Em razão de sua relevância e como tem ocorrido com a técnica do discovery, é esperado que cada vez mais a técnica da produção antecipada de provas ganhe espaço no Brasil e seja vista pelo mercado jurídico como uma importante ferramenta à disposição tanto para o melhor delineamento e eficiência da lide como para resolução de conflitos.

No ramo do Direito Ambiental, por exemplo, há inúmeros exemplos (verificação de danos e impactos ambientais, questões relacionadas ao licenciamento ambiental, existência ou não de nexo de causalidade, entre outras) em que a técnica pode ser muito útil para zelar pela melhor qualidade da prova, bem como pela celeridade e menor onerosidade de eventual demanda. É uma esperança diante da experiência prática de que, não raro, a solução dos conflitos de cunho ambiental traz desafios temporais.

Em muitas situações em que se discutem questões de Direito Ambiental, como aduz Rodrigo Jorge Moraes [10], o conhecimento prévio da situação fática, da colheita de provas por meio de procedimento célere, antes do início do litígio, servirá como instrumento mais seguro e eficiente, a possibilitar a definição da estratégia adequada e a correta dimensão da disputa, evitando principalmente excessivo gasto de recursos financeiros e de tempo. Nessa medida, a produção antecipada de provas é tida como instrumento hábil a investigar questões ambientais, de modo a fornecer elementos concretos para a tomada de decisões comedidas.
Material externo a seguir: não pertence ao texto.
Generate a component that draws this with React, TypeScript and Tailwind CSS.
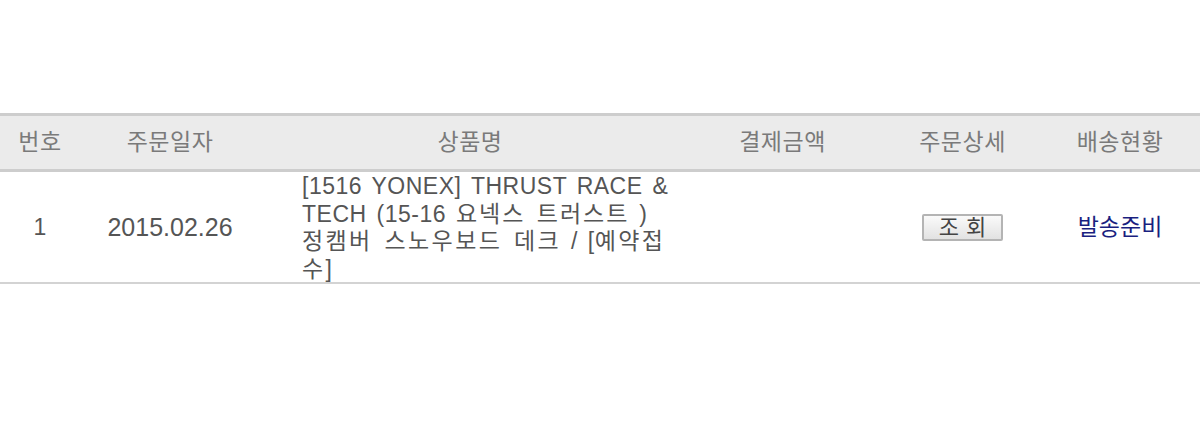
import React from "react";

const font = { fontFamily: '"Liberation Sans", "Noto Sans CJK KR", sans-serif' };

export default function App() {
  return (
    <div className="w-[1200px] h-[432px] bg-white overflow-hidden" style={font}>
      <div className="pt-[113px]">
        <div className="grid grid-cols-[80px_180px_420px_205px_155px_160px] border-t-[3px] border-b-[3px] border-[#cdcdcd] bg-[#ebebeb] h-[59px] items-center text-[23px] tracking-[0.5px] text-[#7a7a7a]">
          <div className="text-center">번호</div>
          <div className="text-center">주문일자</div>
          <div className="text-center">상품명</div>
          <div className="text-center">결제금액</div>
          <div className="text-center">주문상세</div>
          <div className="text-center">배송현황</div>
        </div>
        <div className="grid grid-cols-[80px_180px_420px_205px_155px_160px] border-b-[2px] border-[#d3d3d3] h-[112px] items-center text-[23px] text-[#555555]">
          <div className="text-center">1</div>
          <div className="text-center text-[25px]">2015.02.26</div>
          <div className="pl-[42px] pt-[1px] self-start">
            <div className="w-[372px] leading-[27.6px] tracking-[0.5px] [word-spacing:3px]">
              [1516 YONEX] THRUST RACE &amp; TECH (15-16{" "}
              <span className="tracking-[2px]">요넥스 트러스트</span> ){" "}
              <span className="tracking-[2.4px]">정캠버 스노우보드 데크</span> / [
              <span className="tracking-[2.4px]">예약접수</span>]
            </div>
          </div>
          <div></div>
          <div className="flex justify-center">
            <button className="w-[81px] h-[27px] border-2 border-[#b4b4b4] rounded-[2px] bg-gradient-to-b from-[#fafafa] to-[#e2e2e2] text-[22px] leading-none tracking-[7px] pl-[7px] text-[#444444] flex items-center justify-center">
              조회
            </button>
          </div>
          <div className="text-center text-[#1a1f80]">발송준비</div>
        </div>
      </div>
    </div>
  );
}
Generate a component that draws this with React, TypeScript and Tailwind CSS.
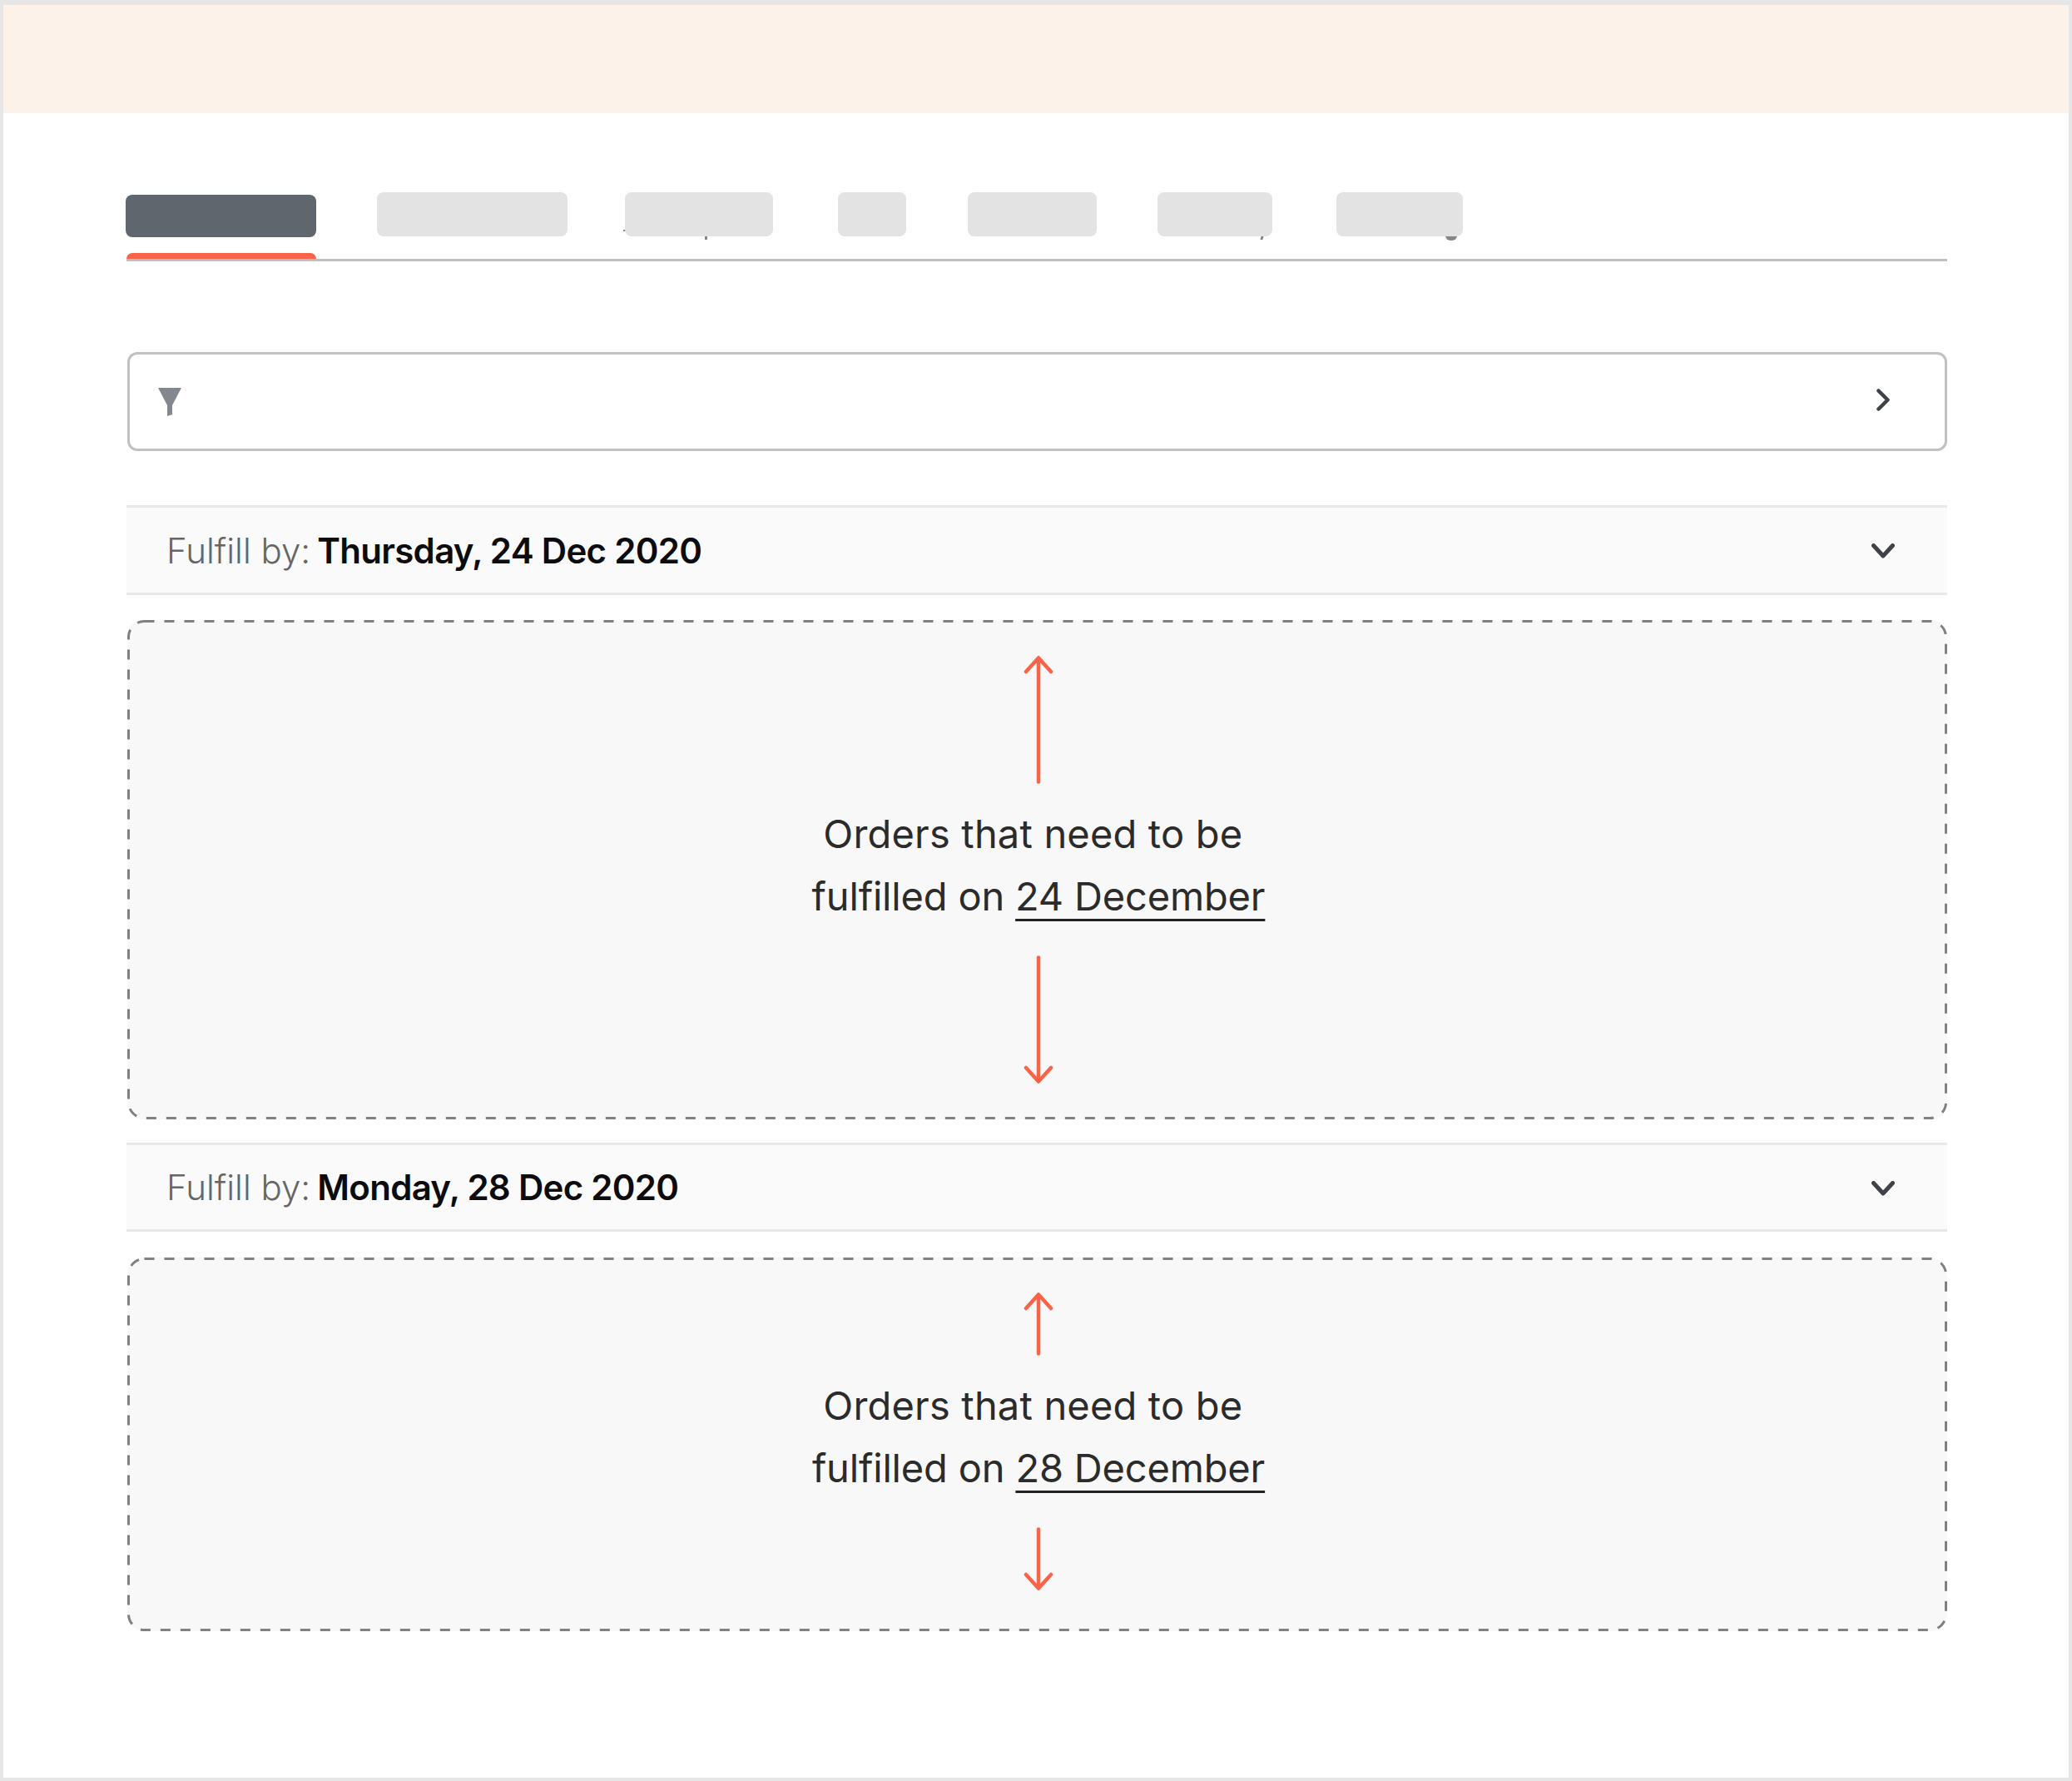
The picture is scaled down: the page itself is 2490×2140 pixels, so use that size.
import type { ReactNode } from 'react';

const tabs = [
  { id: 'a', className: 'ml-[73px] w-[229px]', mark: null },
  {
    id: 'b',
    className: 'ml-[69px] w-[178px]',
    mark: (
      <>
        <span className="absolute left-[-2px] top-[45px] h-[2px] w-[3px] bg-[#85878e]" />
        <span className="absolute left-[96px] top-[53px] h-[4px] w-[3px] bg-[#85878e]" />
      </>
    ),
  },
  { id: 'c', className: 'ml-[78px] w-[82px]', mark: null },
  { id: 'd', className: 'ml-[74px] w-[155px]', mark: null },
  {
    id: 'e',
    className: 'ml-[73px] w-[138px]',
    mark: <span className="absolute left-[124px] top-[53px] h-[4px] w-[3px] skew-x-[-15deg] bg-[#85878e]" />,
  },
  {
    id: 'f',
    className: 'ml-[77px] w-[152px]',
    mark: <span className="absolute left-[131px] top-[52px] h-[6px] w-[14px] rounded-b-full bg-[#85878e]" />,
  },
];

function ArrowUp({ height }: { height: number }) {
  return (
    <svg width="36" height={height} viewBox={`0 0 36 ${height}`} fill="none" stroke="#f96347" strokeWidth="4.5" strokeLinecap="round" strokeLinejoin="round">
      <path d={`M18 2.5V${height - 2.5}M3 19L18 2.5L33 19`} />
    </svg>
  );
}

function ArrowDown({ height }: { height: number }) {
  return (
    <svg width="36" height={height} viewBox={`0 0 36 ${height}`} fill="none" stroke="#f96347" strokeWidth="4.5" strokeLinecap="round" strokeLinejoin="round">
      <path d={`M18 2.5V${height - 2.5}M3 ${height - 19}L18 ${height - 2.5}L33 ${height - 19}`} />
    </svg>
  );
}

function ChevronDown() {
  return (
    <svg className="mt-[2px]" width="28" height="18" viewBox="0 0 28 18" fill="none" stroke="#3f4249" strokeWidth="5" strokeLinecap="round" strokeLinejoin="round">
      <path d="M2.5 2.5L14 15L25.5 2.5" />
    </svg>
  );
}

function GroupHeader({ day, className }: { day: string; className: string }) {
  return (
    <div className={`flex items-center justify-between border-y-[3px] border-[#e8e8e8] bg-[#fafafa] pl-12 pr-[63px] ${className}`}>
      <p className="text-[42px]">
        <span className="font-light text-[#666666]">Fulfill by:</span>
        <span className="ml-2 font-semibold tracking-[-0.7px] text-[#0c0c0e]">{day}</span>
      </p>
      <ChevronDown />
    </div>
  );
}

function DropZone({ date, arrow, className }: { date: string; arrow: number; className: string }) {
  return (
    <div className={`relative ml-px flex flex-col items-center rounded-[20px] bg-[#f8f8f8] pl-[3px] ${className}`}>
      <svg className="absolute inset-0 h-full w-full" fill="none">
        <rect x="1.5" y="1.5" rx="19" className="h-[calc(100%-3px)] w-[calc(100%-3px)]" stroke="#808080" strokeWidth="3" strokeDasharray="12 12" />
      </svg>
      <ArrowUp height={arrow} />
      <div className="mt-[22px] mb-[34px] text-center text-[47px] leading-[75px] text-[#2b2b2b]">
        <p className="tracking-[0.18px]">Orders that need to be&nbsp;</p>
        <p className="tracking-[-0.17px]">
          fulfilled on{' '}
          <span className="underline decoration-[#232323] decoration-[3px] underline-offset-[10px] [text-decoration-skip-ink:none]">{date}</span>
        </p>
      </div>
      <ArrowDown height={arrow} />
    </div>
  );
}

export default function App() {
  return (
    <div className="h-[2140px] w-[2490px] border-t-[6px] border-r-4 border-b-4 border-l-[4px] border-[#e6e6e6] bg-white font-['Inter',sans-serif]">
      <div className="h-[130px] bg-[#fcf2e9]" />

      <div className="pr-[146px] pl-[148px]">
        {/* Tabs, labels are blanked out in the picture */}
        <nav className="relative mt-[95px] flex h-[83px] items-start border-b-[3px] border-[#bdbdc2]">
          <div className="-ml-px mt-[3px] h-[51px] w-[229px] rounded-lg bg-[#5f666d]" />
          <div className="absolute bottom-0 left-0 h-[7px] w-[228px] rounded-t-lg bg-[#f96347]" />
          {tabs.map((tab): ReactNode => (
            <div key={tab.id} className={`relative h-[53px] ${tab.className}`}>
              {tab.mark}
              <div className="absolute inset-0 rounded-lg bg-[#e3e3e3]" />
            </div>
          ))}
        </nav>

        {/* Filter bar */}
        <div className="mt-[109px] ml-px flex h-[119px] items-center justify-between rounded-xl border-[3px] border-[#c0c1c5] pr-[66px] pl-[34px]">
          <svg width="28" height="34" viewBox="0 0 28 34" fill="#84878d">
            <path d="M0 0H28L17 21V32L11 34V21Z" />
          </svg>
          <svg className="mb-[5px]" width="16" height="27" viewBox="0 0 16 27" fill="none" stroke="#3f4249" strokeWidth="4.5" strokeLinecap="round" strokeLinejoin="round">
            <path d="M2.5 2.5L13.5 13.5L2.5 24.5" />
          </svg>
        </div>

        <GroupHeader day="Thursday, 24 Dec 2020" className="mt-[65px] h-[108px]" />
        <DropZone date="24 December" arrow={154} className="mt-[30px] h-[600px] pt-[43px]" />

        <GroupHeader day="Monday, 28 Dec 2020" className="mt-[28px] h-[107px]" />
        <DropZone date="28 December" arrow={76} className="mt-[31px] h-[449px] pt-[42px]" />
      </div>
    </div>
  );
}
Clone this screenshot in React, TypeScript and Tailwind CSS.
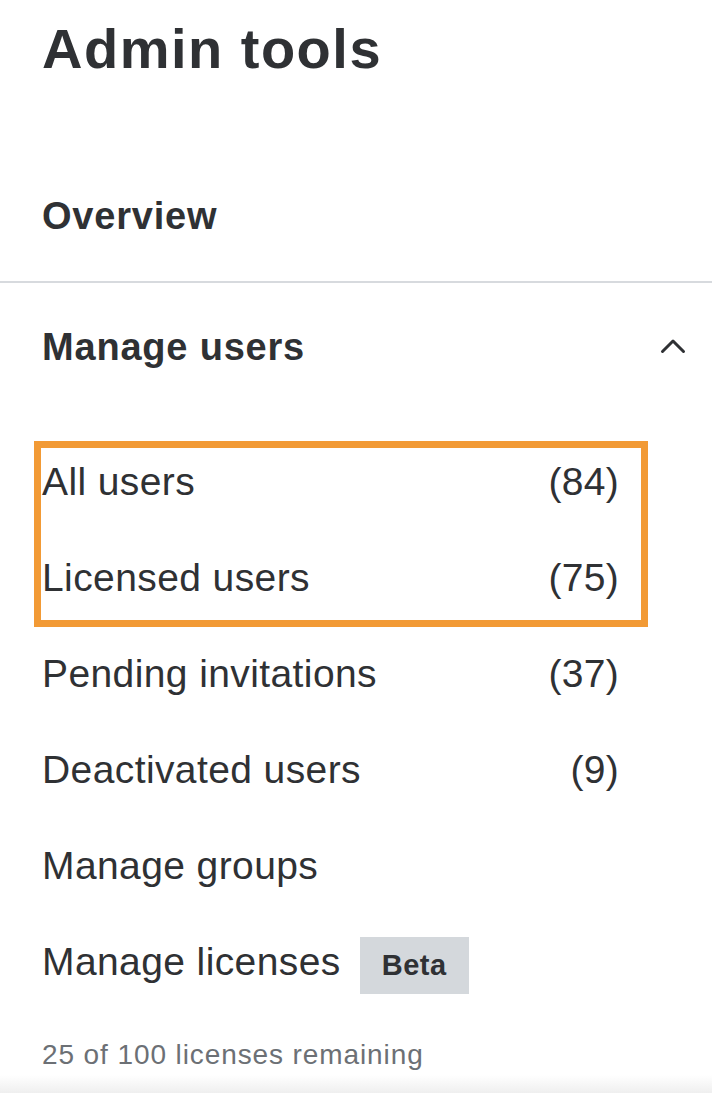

Da mesma forma, o manejo da produção antecipada de provas no Direito Ambiental do Trabalho poderia reduzir drasticamente o número de ações que pululam na Justiça do Trabalho.

Com a entrada em vigor da Lei nº 13.467/2017, a simplificação da resolução conflitos encontrou guarida nos artigos 855-B e seguintes da CLT, que preveem a possiblidade de conciliação extrajudicial. Neste cenário, a utilização da ação de produção antecipada de provas se faz de grande valia, desde que a parte declare expressamente qual o escopo da medida.

Ação comum, que poderia ser facilmente resolvida nestes termos, é a que o empregado entende fazer jus aos adicionais de insalubridade e/ou periculosidade. Bastaria o empregado ingressar com a ação de produção antecipada de provas, pleiteando a realização de prova pericial e, uma vez realizado o trabalho técnico, optar (ou não) em ajuizar a ação trabalhista com tais pedidos.

A realização de perícia técnica nesse caso poderia não só evitar o ajuizamento da reclamação trabalhista, mas também facilitar a possibilidade de autocomposição ou ainda fornecer importante elemento probatório, acelerando ainda mais o trâmite da ação.

Como se vê, a ação de produção antecipada de prova, nos termos no CPC/2015, em reflexo de técnicas já adotadas em outros países, apresenta-se como ferramenta de utilidade como meio eficaz de resolução de conflitos, permitindo a um só tempo: 1) a apuração dos fatos envolvidos em determinado conflito; 2) a análise das vulnerabilidades existentes que inicialmente eram despercebidas; 3) a adoção de estratégias eficazes para o alcance das pretensões almejadas; e 4) o impedimento de posturas temerárias, amparadas no incompleto conhecimento acerca do direito em discussão, evitando a onerosidade excessiva e afronta à celeridade processual.

Logo, é essencial maior atenção à sua utilização, bem como uma alteração de postura por parte dos litigantes em vistas a todos os fatores envolvidos, que muitas vezes, de início, não estão ao alcance das partes para a mais acertada tomada de decisões.